By now, the Wilson government had reduced the period during which official documents were closed from 50 years to 30, making possible a much more scholarly investigation of the origins of the Second World War and of the war itself. Parker took full advantage of this. He presented his conclusions first in a series of masterly articles, mostly in the English Historical Review. He then, between 1989 and 2000, brought out three major books. The first, The Struggle for Survival: the history of the Second World War (1989), is one of the very best accounts of those terrible events.

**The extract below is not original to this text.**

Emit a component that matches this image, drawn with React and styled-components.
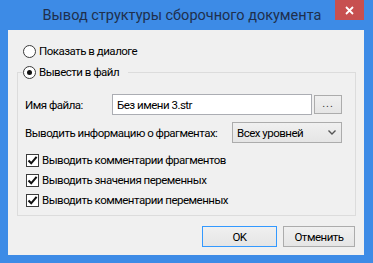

It is marked by an acute eye for essentials and by incisive judgements.
The second, Chamberlain and Appeasement: British policy and the coming of the Second World War (1993), is probably the most important, in scholarly terms, of his books. It was written when historians were beginning to take a much more favourable view of Chamberlain's policies than before. His policies were presented as the "best, or perhaps the only, policy towards Germany that circumstances allowed".
Against this, Parker presents a far subtler picture. Chamberlain was "neither ignorant nor idle"; he was a cultivated and intelligent man; appeasement was "not a feeble policy of surrender and unlimited retreat". But the policy did end in disaster and there were alternative roads down which Britain could have gone. Chamberlain's obstinacy prevented them from being taken. Some of those roads are mapped out in Parker's final book, Churchill and Appeasement (2000).
Alastair Parker's writings are models of the historian's art. They are based upon scrupulous research, are economical, lucid and crisp, and they engage the reader's full attention. His judgements are finely nuanced but never flabby or opaque. In the 10 years before he died he reached the peak of his development and he had plenty of ideas for the future.